Although Lenovo's executive director for Brand Communications in Greater China, Zhu Guang, emphasized that IBM is still optimistic about Lenovo's prospects, the analyst with Gartner suggested the opposite. "To a certain extent, IBM's sale of Lenovo shares reflects its attitude towards Lenovo. On February 1st, Lenovo's 2006 third-quarter finance numbers show little progress in its overseas business, which is a sign of whether the company can achieve successful internationalization. At the same time, Lenovo relies on IBM for overseas support. IBM's shrinking involvement is evidence of Lenovo's current situation."

When Lenovo acquired IBM's PC business, IBM agreed to provide support for branding and global operations. Apart from acquiring the permanent rights to the Think brand, Lenovo also acquired the rights to use IBM's logo on Think products for five years, and an agreement that, in order to fully integrate Lenovo's global IT system, IBM's IT system would offer support to Lenovo's overseas business. The most import support IBM brought to the table comes through its wholly-owned subsidiaries IGS and IGF. While IGS provides product quality warranty and after sales services for Lenovo products, IGF provides funding and financing channels for Lenovo's overseas channel partners.

Zhu explains that it is unlikely that Lenovo will build up its own global after sales services networks so shortly after the acquisition of IBM PC's business, and thus utilizing IBM's support network is the most economical option. When Chinese distributors obtain a large contract without the capital support to implement it, Lenovo generally offers the necessary capital and warranty support. However, Lenovo cannot yet offer such financial support to its overseas channels. This means that Lenovo cannot afford to lose the support of IGS and IGF.

Shortly after the acquisition, the Lenovo Group established a wholly-owned subsidiary in Singapore to be responsible for cooperation with IGS and IGF. In September of 2006 and January of 2007, IBM signed two separate service agreements with Lenovo, emphasizing the continuing support IGS and IGF provides for Lenovo. IBM's IT system would continue this support until 2013.

As soon as the acquisition was completed, Lenovo began constructing its own global IT system. The infrastructure is expected to cost US$200 million. Lenovo's global ERP system completed integration on October 1, 2006, but its after sales, supply and customer management systems were still operated by IBM's IT system.
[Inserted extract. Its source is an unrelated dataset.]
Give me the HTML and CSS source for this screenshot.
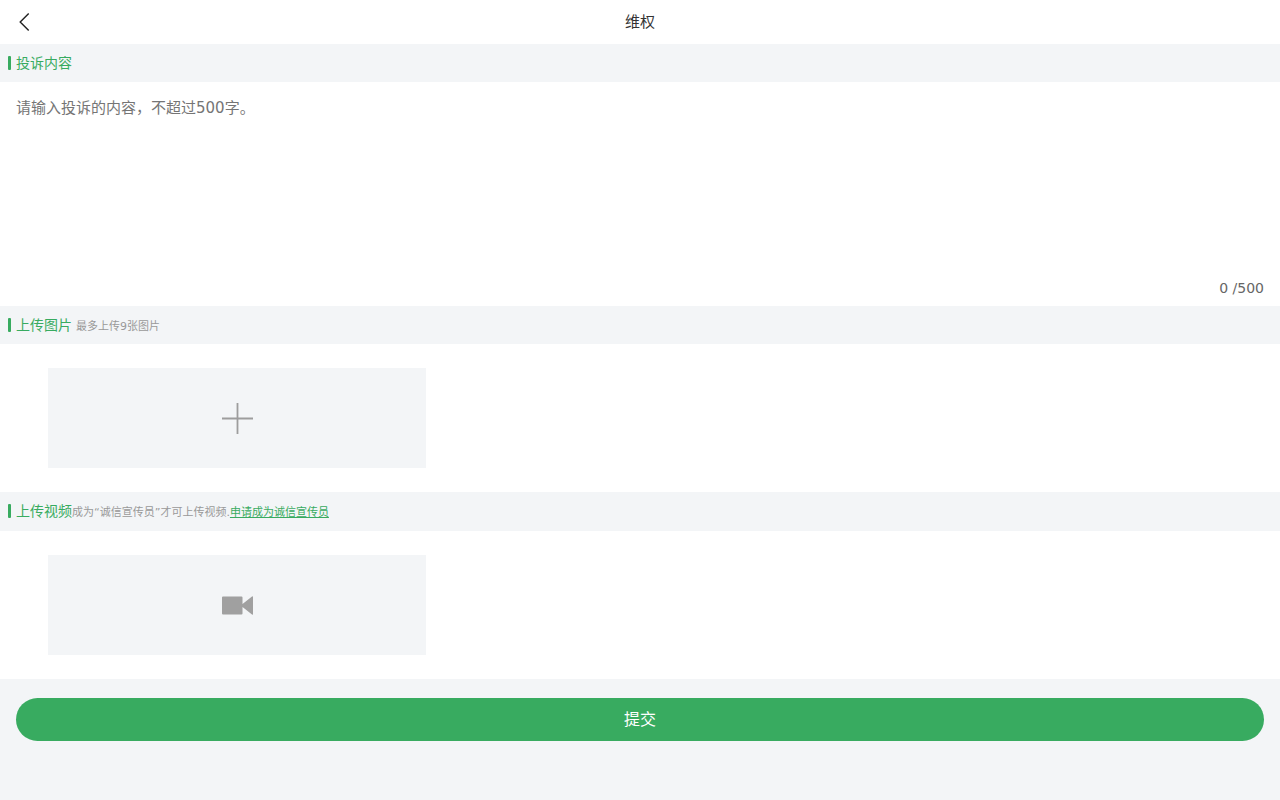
FILE: index.html
```html
<!DOCTYPE html>
<html lang="zh-CN">
<head>
    <meta charset="UTF-8">
    <meta name="viewport" content="width=device-width, initial-scale=1.0">
    <title>维权</title>
    <link rel="stylesheet" href="styles.css">
</head>
<body>

<header class="header">
    <button type="button" class="back" aria-label="返回">
        <svg width="12" height="20" viewBox="0 0 12 20" fill="none" stroke="#222" stroke-width="1.4">
            <path d="M10.7 1.4 2.2 10l8.5 8.6"/>
        </svg>
    </button>
    <h1>维权</h1>
</header>

<form>
    <!-- 投诉内容 -->
    <div class="section-title">
        <label for="content">投诉内容</label>
    </div>
    <div class="content-box">
        <textarea id="content" maxlength="500" placeholder="请输入投诉的内容，不超过500字。"></textarea>
        <p class="count">0 /500</p>
    </div>

    <!-- 上传图片 -->
    <div class="section-title">
        <h2>上传图片</h2>
        <span class="tip tip-space">最多上传9张图片</span>
    </div>
    <div class="upload-list">
        <button type="button" class="upload" aria-label="上传图片">
            <svg width="32" height="32" viewBox="0 0 32 32" stroke="#9d9d9d" stroke-width="1.8">
                <path d="M1 16.5h31M16.5 1v31"/>
            </svg>
        </button>
    </div>

    <!-- 上传视频 -->
    <div class="section-title section-video">
        <h2>上传视频</h2>
        <span class="tip">成为“诚信宣传员”才可上传视频.<a href="#">申请成为诚信宣传员</a></span>
    </div>
    <div class="upload-list">
        <button type="button" class="upload" aria-label="上传视频">
            <svg width="32" height="32" viewBox="0 0 32 32" fill="#a0a0a0">
                <path d="M2 7.500h18.500q1 0 1 1v6.500l9.500-7.500q1-.6 1 .5v17q0 1.100-1 .5l-9.500-7.500v6.500q0 1-1 1H2q-1 0-1-1v-16q0-1 1-1z"/>
            </svg>
        </button>
    </div>

    <div class="footer">
        <button type="submit" class="submit">提交</button>
    </div>
</form>

</body>
</html>
```

FILE: styles.css
```css
* {
    box-sizing: border-box;
}

body {
    margin: 0;
    background-color: #f3f5f7;
    color: #333;
    font-family: "DejaVu Sans", "Noto Sans CJK SC", sans-serif;
    font-size: 14px;
}

h1, h2, p {
    margin: 0;
    font-weight: normal;
}

button, textarea {
    font-family: inherit;
    border: none;
    padding: 0;
}

button {
    cursor: pointer;
}

.header {
    display: grid;
    grid-template-columns: 48px 1fr 48px;
    height: 44px;
    background-color: #fff;
}

.header h1 {
    font-size: 15px;
    line-height: 44px;
    text-align: center;
}

.back {
    display: flex;
    align-items: center;
    justify-content: center;
    height: 44px;
    background: none;
}

.section-title {
    display: flex;
    align-items: baseline;
    height: 38px;
    padding: 9px 8px;
    line-height: 20px;
    color: #38ab60;
}

.section-video {
    height: 39px;
}

/* 标题左侧的绿色竖条 */
.section-title::before {
    content: "";
    align-self: flex-start;
    width: 3px;
    height: 14px;
    margin: 3px 5px 0 0;
    border-radius: 1px;
    background-color: #38ab60;
}

.section-title h2 {
    font-size: 14px;
}

.tip {
    font-size: 11px;
    color: #999;
}

.tip-space {
    margin-left: 4px;
}

.tip a {
    color: #38ab60;
}

.content-box {
    padding: 16px 16px 8px;
    background-color: #fff;
}

.content-box textarea {
    display: block;
    width: 100%;
    height: 180px;
    font-size: 15px;
    line-height: 20px;
    color: #333;
    resize: none;
    outline: none;
}

.content-box textarea::placeholder {
    color: #757575;
}

.count {
    line-height: 20px;
    text-align: right;
    color: #666;
}

.upload-list {
    display: grid;
    grid-template-columns: repeat(3, 1fr);
    gap: 25px;
    padding: 24px 48px;
    background-color: #fff;
}

.upload {
    display: flex;
    align-items: center;
    justify-content: center;
    height: 100px;
    background-color: #f3f5f7;
}

.footer {
    padding: 19px 16px;
}

.submit {
    display: block;
    width: 100%;
    height: 43px;
    padding-bottom: 4px;
    border-radius: 22px;
    background-color: #38ab60;
    color: #fff;
    font-size: 16px;
}
```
Lenovo president Yang Yuanqin said that the company would realize the global integration of all its IT systems in 2007.

Meanwhile, Lenovo has put considerable effort into building its global brand. The Lenovo Group conducted two large-scale branding campaigns to promote Lenovo and Think products, signing soccer star Ronaldinho during the 2006 World Cup, and cooperating with many gold medal winners from the Turin Winter Games. On February 4th, Lenovo announced its cooperation with F1 to promote the brand.

But how does the capital market view PC business? IBM's shrinking involvement reflects this market's attitude to a certain extent. According to IDC's global PC market quarterly report, global PC output increased by 8.7% to 65.6 million units in the fourth quarter of 2006, coming in below the 9.1% growth rate of the previous quarter, and 1.4% lower than industry expectations.

In 2006, annual PC output was 229 million units--an increase of 10% from the year before, but behind the 16% increase from 2004 to 2005, and .4% lower than industry expectations. HP and Acer are among the few PC makers to undergo ideal growth. Although Dell still ranks at the top of global PC makers in terms of output, its leading position has been challenged by HP. According to IDC's data, Dell's fourth-quarter output was 9.67 million units, compared with HP's output of 11.9 million. Lenovo's growth in PC sales volume was 8%, lower than the global average of 8.7%.

David Daoud, Research Manager at IDC's U.S. Quarterly PC Tracker and Personal Computing, commented that 2006 was a difficult year for global PC makers. "In the US market, home and commercial PC demands were weakened, shedding negative effects on Lenovo and Dell. In Europe, weakened commercial demands have obstructed the growth of Dell, Fujitsu, Siemens, and Lenovo. China is among the few markets that is still seeing stable growth in the home and commercial PC markets."

The Gartner analyst said that Lenovo needs to focus on achieving growth in the US market, for which it requires IBM's support in the short run. In the long run, Lenovo needs to optimize its overseas business structure and cost-effectiveness. Concrete business growth is the key to attracting institutional investors like General Atlantic, Texas Pacific Group, and Newbridge Capital LLC, who have all funded Lenovo during the past few years.